■ Exercise aim
Check every line below for the word "code" and copy the ones that have it.

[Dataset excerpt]
* begin *

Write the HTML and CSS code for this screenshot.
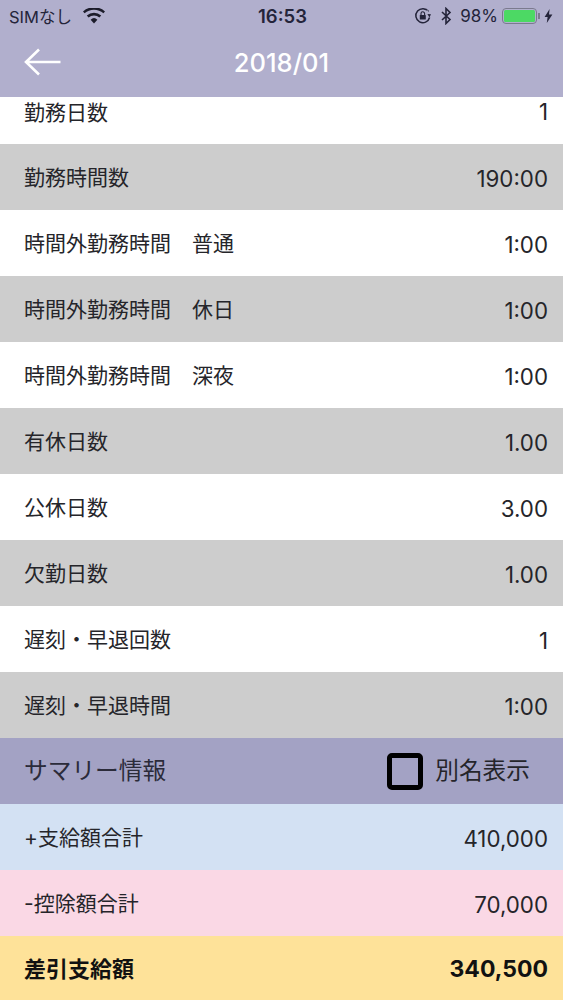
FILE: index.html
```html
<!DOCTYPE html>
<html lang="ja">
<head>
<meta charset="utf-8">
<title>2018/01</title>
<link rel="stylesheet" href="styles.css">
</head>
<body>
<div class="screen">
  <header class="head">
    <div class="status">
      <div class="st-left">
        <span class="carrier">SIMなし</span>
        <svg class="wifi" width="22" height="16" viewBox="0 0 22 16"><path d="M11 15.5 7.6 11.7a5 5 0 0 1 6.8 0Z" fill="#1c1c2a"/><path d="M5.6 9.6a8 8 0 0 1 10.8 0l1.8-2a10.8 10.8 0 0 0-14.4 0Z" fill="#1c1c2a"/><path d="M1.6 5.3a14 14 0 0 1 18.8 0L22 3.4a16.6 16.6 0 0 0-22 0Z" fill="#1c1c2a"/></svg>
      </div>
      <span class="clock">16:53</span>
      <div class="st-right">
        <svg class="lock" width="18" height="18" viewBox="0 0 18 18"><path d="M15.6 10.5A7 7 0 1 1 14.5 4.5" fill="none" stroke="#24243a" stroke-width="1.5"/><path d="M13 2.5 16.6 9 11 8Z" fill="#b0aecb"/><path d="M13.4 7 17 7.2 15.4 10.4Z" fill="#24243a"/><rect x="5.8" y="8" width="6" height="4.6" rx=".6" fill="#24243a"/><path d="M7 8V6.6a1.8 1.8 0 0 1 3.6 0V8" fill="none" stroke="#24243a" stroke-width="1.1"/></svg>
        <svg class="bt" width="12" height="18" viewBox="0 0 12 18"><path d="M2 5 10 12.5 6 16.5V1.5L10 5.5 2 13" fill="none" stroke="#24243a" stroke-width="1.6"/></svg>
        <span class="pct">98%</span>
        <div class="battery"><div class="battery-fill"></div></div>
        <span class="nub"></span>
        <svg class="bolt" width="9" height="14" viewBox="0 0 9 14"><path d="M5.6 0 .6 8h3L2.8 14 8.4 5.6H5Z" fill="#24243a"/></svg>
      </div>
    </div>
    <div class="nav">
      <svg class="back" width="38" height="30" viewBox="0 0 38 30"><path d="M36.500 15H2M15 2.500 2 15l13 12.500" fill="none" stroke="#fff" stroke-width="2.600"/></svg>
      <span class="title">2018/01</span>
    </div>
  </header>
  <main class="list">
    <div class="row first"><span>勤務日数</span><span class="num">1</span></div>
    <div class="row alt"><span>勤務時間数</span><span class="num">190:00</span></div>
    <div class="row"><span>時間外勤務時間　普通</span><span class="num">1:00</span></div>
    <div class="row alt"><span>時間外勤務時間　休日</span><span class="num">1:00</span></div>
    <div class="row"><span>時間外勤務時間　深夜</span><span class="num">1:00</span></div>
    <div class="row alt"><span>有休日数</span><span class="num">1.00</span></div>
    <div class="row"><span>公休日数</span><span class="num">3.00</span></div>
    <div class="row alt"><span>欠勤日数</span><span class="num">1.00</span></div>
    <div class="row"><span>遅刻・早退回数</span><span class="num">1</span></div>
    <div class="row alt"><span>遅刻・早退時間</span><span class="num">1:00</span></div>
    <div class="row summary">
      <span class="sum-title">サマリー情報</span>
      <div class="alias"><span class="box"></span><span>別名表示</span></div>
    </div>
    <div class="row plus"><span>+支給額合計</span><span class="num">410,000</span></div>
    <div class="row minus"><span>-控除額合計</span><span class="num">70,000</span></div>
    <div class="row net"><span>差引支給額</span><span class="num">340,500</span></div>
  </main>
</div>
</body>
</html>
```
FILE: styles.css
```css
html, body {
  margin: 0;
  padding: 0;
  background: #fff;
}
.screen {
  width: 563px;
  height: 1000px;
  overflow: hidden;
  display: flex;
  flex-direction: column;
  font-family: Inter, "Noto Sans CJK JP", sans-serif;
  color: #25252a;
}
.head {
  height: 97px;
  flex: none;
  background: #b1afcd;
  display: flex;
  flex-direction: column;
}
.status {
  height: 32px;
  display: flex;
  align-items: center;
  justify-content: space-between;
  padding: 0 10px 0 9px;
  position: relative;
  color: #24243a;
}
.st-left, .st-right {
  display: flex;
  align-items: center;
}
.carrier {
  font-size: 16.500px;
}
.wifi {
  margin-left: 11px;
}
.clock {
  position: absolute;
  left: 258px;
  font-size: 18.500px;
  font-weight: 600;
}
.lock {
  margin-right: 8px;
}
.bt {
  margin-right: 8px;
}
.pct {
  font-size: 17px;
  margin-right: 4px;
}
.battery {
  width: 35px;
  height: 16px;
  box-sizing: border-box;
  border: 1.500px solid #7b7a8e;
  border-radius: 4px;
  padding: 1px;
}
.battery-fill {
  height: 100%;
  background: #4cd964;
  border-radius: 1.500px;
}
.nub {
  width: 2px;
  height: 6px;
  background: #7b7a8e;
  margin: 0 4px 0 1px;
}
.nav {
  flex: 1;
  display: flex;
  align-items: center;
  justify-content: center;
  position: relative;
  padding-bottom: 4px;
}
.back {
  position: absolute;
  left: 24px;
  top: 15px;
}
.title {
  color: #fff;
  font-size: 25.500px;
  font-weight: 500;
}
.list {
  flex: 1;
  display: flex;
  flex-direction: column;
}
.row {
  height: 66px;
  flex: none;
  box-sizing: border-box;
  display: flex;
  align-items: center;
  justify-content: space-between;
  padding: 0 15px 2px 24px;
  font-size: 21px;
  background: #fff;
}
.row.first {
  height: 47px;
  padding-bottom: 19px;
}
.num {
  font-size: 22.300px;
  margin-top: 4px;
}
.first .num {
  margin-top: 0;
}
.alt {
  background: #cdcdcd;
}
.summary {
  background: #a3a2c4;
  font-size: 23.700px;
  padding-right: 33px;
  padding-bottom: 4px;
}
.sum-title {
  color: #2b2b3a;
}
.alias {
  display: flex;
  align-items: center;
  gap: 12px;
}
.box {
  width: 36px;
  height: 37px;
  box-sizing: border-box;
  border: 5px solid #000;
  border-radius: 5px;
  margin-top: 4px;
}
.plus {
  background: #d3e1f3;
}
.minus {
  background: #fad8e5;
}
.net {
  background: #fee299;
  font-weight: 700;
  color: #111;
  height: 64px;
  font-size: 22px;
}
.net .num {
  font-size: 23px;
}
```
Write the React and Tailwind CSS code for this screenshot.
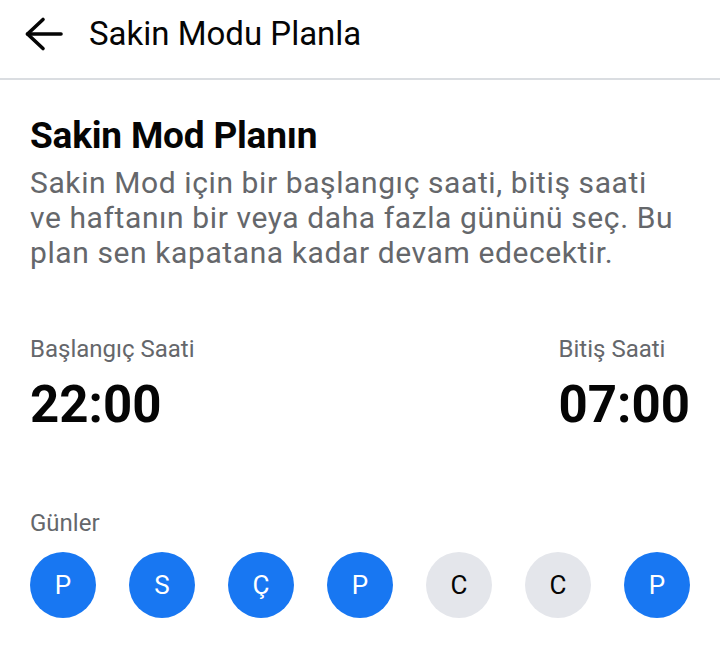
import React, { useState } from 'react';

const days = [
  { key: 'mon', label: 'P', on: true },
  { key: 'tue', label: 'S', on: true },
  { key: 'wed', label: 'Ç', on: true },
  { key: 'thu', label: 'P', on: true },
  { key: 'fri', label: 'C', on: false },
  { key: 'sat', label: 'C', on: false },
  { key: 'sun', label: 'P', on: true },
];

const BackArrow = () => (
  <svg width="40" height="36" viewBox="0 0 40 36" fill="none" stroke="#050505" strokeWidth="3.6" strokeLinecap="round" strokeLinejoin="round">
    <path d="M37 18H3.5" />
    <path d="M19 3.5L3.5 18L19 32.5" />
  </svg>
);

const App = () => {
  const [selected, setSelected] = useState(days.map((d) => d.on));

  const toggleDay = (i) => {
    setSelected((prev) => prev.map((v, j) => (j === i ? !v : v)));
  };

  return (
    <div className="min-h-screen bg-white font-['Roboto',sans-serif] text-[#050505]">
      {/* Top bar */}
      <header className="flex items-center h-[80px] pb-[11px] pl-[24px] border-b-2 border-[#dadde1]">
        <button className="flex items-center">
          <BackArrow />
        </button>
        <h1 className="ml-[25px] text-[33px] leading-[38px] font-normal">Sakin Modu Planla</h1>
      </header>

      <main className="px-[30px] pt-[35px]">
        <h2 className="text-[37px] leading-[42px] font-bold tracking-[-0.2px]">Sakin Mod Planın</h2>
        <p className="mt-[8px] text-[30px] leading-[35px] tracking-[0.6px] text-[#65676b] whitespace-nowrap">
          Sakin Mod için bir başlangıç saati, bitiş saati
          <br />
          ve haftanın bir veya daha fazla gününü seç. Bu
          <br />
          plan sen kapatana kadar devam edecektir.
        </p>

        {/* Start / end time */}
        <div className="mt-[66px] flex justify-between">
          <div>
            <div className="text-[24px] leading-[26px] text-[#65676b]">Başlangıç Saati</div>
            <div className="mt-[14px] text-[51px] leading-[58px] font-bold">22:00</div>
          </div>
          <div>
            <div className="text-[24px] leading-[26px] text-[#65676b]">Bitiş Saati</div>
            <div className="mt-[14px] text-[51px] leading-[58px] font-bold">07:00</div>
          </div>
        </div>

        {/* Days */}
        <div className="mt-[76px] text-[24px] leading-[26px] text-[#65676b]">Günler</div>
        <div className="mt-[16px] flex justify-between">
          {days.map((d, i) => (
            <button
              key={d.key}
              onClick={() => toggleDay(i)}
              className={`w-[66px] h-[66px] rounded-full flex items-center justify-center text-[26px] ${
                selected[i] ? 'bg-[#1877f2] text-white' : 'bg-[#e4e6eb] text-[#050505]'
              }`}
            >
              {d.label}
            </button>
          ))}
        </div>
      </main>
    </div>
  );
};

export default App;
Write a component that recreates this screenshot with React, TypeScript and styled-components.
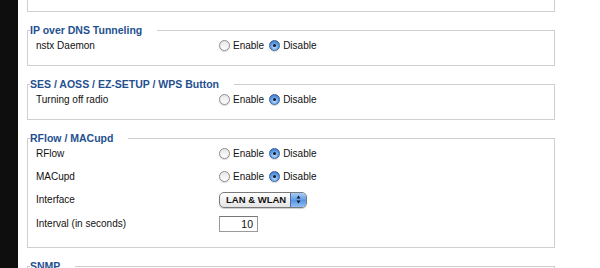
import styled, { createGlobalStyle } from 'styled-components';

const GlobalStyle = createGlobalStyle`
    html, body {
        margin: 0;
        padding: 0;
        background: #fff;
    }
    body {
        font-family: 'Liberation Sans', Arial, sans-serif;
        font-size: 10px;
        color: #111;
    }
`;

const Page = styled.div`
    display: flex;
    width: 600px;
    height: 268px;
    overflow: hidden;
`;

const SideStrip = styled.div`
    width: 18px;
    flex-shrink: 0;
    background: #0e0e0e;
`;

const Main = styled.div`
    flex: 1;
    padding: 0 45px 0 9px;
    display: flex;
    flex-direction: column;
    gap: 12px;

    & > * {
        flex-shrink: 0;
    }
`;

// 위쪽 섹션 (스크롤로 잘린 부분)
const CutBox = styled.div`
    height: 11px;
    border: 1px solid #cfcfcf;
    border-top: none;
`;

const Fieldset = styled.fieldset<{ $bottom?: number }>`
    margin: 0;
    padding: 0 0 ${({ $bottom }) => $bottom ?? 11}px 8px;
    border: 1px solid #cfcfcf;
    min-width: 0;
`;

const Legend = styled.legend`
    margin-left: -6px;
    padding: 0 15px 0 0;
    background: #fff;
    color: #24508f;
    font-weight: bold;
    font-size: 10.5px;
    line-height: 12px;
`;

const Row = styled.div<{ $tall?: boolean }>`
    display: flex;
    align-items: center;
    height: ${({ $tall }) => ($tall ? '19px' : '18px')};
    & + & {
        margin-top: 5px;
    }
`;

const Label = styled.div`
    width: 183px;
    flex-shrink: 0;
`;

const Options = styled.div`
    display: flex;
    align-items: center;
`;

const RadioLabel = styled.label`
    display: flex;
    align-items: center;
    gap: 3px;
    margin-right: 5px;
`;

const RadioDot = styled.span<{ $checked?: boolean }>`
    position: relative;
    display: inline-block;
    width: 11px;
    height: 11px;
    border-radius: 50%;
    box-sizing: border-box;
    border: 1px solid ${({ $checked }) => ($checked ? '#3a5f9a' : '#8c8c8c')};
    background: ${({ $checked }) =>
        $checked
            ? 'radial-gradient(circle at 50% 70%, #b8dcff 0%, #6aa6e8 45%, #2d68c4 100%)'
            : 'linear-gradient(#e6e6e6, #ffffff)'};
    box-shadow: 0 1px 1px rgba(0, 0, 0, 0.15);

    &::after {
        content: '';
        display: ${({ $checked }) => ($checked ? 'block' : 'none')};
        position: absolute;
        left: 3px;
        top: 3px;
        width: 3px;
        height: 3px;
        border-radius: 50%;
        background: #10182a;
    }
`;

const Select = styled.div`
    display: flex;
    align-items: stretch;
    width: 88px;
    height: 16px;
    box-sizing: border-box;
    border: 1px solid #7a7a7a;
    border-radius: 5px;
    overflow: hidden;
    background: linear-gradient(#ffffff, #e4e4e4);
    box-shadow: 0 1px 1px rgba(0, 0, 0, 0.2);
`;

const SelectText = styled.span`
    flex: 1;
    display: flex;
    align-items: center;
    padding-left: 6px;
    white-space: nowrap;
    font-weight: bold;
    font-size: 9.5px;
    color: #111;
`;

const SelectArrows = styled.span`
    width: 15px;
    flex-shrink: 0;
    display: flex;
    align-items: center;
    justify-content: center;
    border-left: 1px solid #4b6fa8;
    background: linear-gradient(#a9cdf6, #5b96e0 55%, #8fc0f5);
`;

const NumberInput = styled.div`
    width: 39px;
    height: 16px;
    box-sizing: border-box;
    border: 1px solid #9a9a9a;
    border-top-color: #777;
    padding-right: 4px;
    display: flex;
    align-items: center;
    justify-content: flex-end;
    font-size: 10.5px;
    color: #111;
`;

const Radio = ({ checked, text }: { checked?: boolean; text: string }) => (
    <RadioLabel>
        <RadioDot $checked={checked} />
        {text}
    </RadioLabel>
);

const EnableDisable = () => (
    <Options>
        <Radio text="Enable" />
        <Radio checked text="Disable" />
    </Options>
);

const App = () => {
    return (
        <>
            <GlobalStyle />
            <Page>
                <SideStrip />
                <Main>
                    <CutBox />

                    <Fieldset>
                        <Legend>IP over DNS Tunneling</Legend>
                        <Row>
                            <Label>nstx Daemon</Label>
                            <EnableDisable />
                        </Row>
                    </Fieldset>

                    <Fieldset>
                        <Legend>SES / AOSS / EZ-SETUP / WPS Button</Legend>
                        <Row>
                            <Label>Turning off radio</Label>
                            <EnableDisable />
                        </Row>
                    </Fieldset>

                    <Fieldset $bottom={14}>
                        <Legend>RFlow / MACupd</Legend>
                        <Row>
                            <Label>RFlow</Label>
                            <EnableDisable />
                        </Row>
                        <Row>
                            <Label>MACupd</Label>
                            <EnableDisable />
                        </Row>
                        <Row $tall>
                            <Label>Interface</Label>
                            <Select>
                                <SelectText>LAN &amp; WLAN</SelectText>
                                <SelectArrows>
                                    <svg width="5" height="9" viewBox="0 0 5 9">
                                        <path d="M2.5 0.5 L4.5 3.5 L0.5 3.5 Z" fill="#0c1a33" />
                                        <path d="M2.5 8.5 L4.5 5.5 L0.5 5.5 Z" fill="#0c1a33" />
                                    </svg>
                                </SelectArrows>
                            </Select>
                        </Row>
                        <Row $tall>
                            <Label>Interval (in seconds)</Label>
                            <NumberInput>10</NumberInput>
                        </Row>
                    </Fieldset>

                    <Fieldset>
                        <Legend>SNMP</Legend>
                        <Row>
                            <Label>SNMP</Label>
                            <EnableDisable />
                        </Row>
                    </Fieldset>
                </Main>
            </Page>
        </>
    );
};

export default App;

* end *

■ Response below
Write the HTML and CSS code for this screenshot.
Write the React and Tailwind CSS code for this screenshot.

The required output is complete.